Sunday, January 24, 2010

New version of Maui available

This weekend I have put together a Maui 1.2, a new version, which incorporates changes requested by several users, as well as some of their great ideas.

Here is a list of changes in Maui 1.2:
  1. Input files are now read using Apache commons IO Package. This makes the data reading part around 10 times faster and it also saves many lines of code.

  2. Vocabularies are now stored in GZip format (as *.gz) and are read in using GZipInputStream. This saves a lot of space, because SKOS format tends to repeat the same characters over and over. In fact, the vocabularies are now so tiny that I could easily supply them within the distribution. The SKOS files in data/vocabularies were created by cutting out all irrelevant (to Maui) information from the original files and compressing them.

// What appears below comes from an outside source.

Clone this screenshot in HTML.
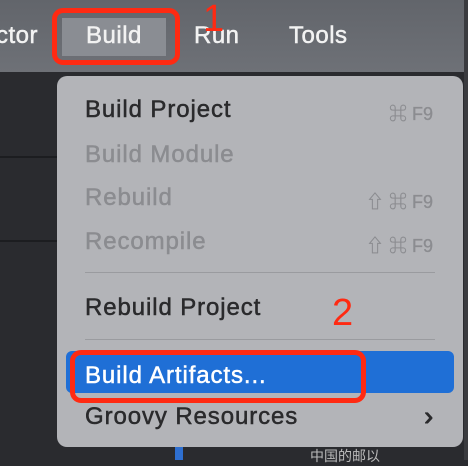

  3. Stopwords are now initialized from a supplied file, rather than hard encoded one. The users can thus use their own stopwords and black listed terms.

  4. I wrote a new class MauiWrapper that shows how to apply Maui to a single text file, or a text string. Another new class MauiWrapperFactory shows how to use MauiWrapper with several vocabularies at the same time. These classes make it easy to create web services that use Maui for identifying main topics from text supplied by the web client.

  5. Finally, I have also generated a few models in data/models directory for those who don't have their own training data.
Thanks to Florian Ilgenfritz at Txtr and Jose R. Pérez-Agüera at UNC for their helpful suggestions!